## EXERCISE GOAL
Beneath this task is a listing. State how many of its lines include the string "React", giving nothing but the number.

## EXTRACTED INFORMATION
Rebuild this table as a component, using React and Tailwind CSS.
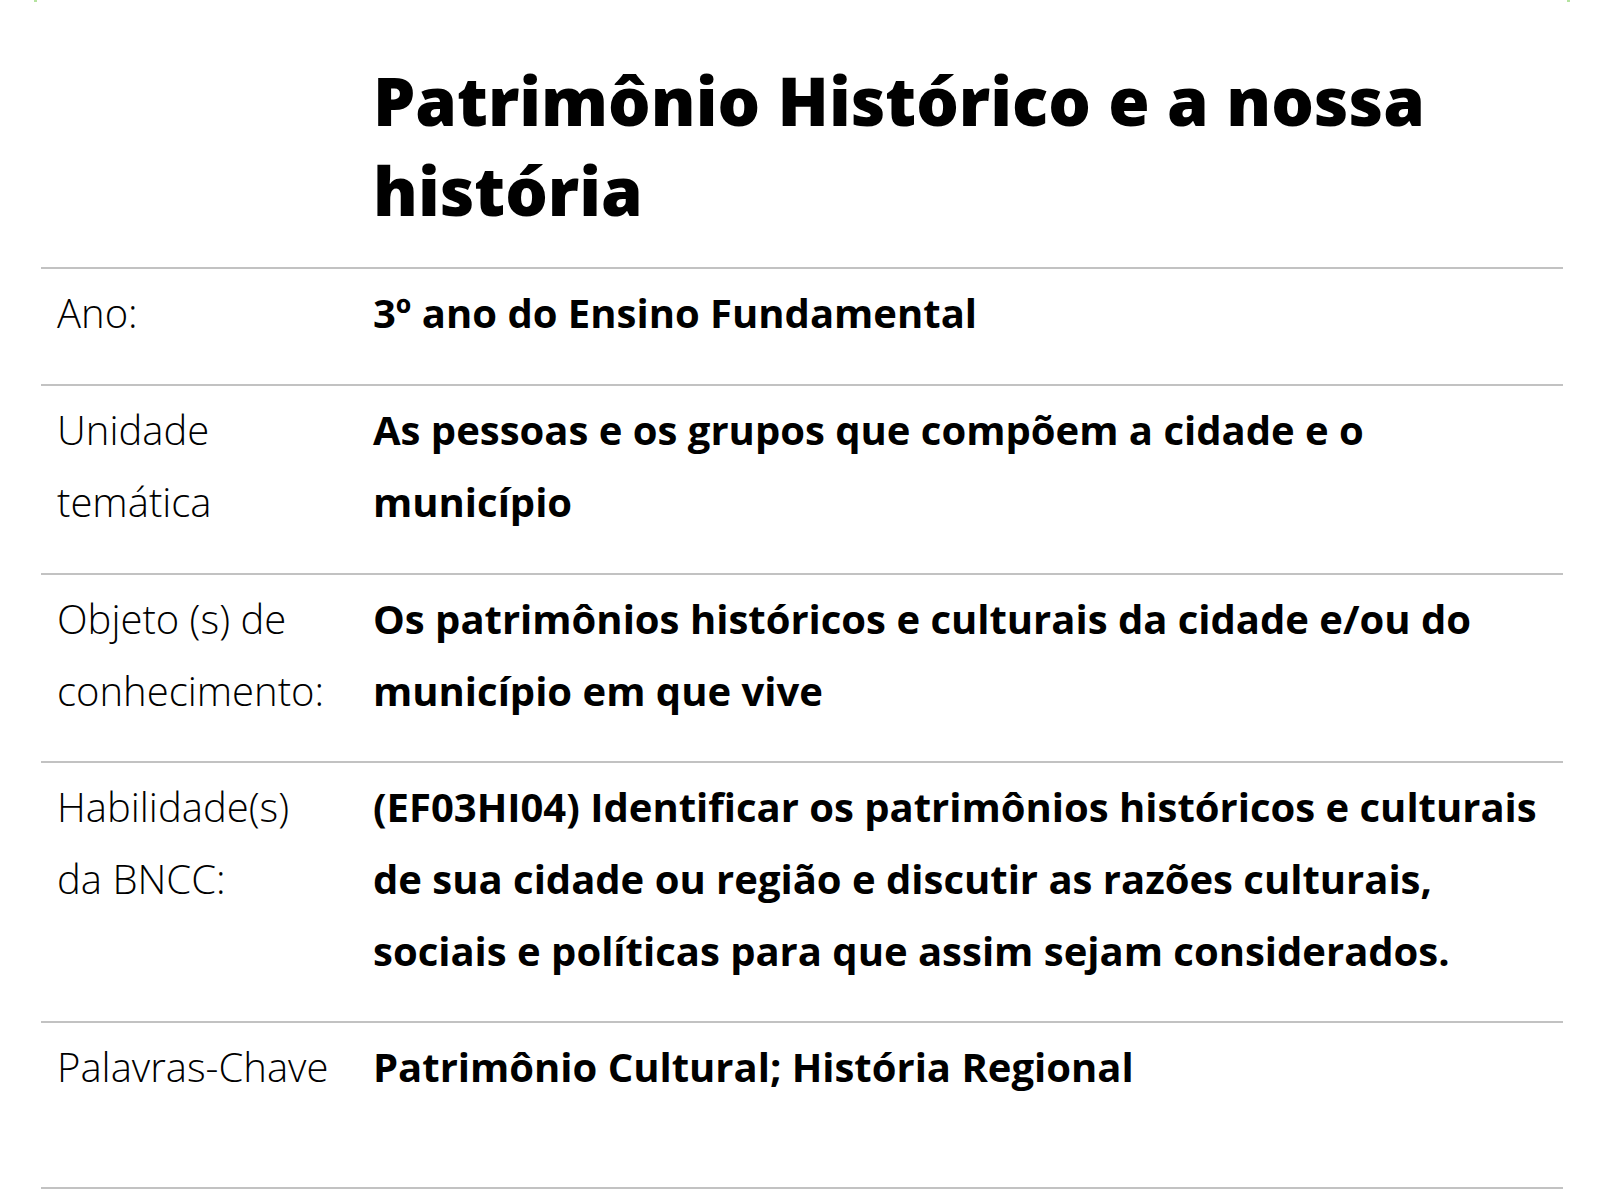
==
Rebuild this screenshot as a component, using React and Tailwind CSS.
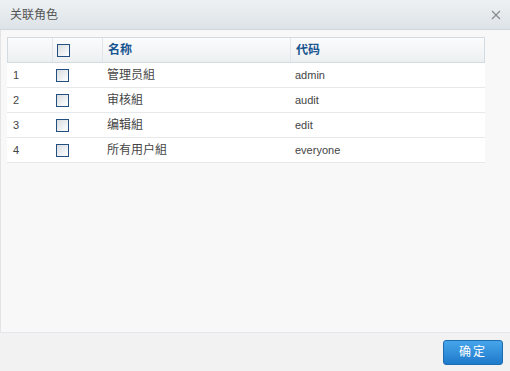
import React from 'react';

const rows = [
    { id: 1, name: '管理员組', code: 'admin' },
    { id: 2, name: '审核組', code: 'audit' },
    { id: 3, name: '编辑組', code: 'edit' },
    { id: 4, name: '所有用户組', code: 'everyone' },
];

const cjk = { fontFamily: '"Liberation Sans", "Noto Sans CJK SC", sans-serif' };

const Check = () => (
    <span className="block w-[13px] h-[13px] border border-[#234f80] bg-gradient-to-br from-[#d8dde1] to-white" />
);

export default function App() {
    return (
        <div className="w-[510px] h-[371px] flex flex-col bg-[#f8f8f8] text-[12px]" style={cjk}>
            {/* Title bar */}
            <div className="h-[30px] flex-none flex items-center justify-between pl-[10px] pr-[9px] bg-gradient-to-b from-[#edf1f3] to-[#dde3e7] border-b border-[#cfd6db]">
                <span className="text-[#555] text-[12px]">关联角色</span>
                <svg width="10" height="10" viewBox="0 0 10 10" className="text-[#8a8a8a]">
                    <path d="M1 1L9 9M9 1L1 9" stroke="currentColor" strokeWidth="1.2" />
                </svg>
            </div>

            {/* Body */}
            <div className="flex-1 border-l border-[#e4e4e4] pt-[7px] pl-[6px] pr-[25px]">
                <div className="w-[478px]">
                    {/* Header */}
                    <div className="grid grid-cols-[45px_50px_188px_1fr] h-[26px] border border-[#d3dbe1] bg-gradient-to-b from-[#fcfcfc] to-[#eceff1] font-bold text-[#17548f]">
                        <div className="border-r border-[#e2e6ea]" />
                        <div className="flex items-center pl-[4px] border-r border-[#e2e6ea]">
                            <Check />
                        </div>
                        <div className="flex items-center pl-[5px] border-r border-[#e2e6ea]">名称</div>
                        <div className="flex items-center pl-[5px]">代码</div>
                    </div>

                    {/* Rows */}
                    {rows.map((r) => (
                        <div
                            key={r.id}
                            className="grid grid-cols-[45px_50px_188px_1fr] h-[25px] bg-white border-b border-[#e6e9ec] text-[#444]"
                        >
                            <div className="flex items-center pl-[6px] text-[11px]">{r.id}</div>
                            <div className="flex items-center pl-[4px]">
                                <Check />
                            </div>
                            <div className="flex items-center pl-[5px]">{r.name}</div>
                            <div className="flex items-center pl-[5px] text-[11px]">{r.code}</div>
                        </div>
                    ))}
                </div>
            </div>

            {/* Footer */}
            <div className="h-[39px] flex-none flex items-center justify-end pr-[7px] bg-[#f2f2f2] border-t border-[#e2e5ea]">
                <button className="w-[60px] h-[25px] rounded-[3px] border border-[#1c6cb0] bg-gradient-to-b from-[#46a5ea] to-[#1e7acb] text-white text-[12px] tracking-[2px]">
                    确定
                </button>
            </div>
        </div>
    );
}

## WRITTEN ANSWER
3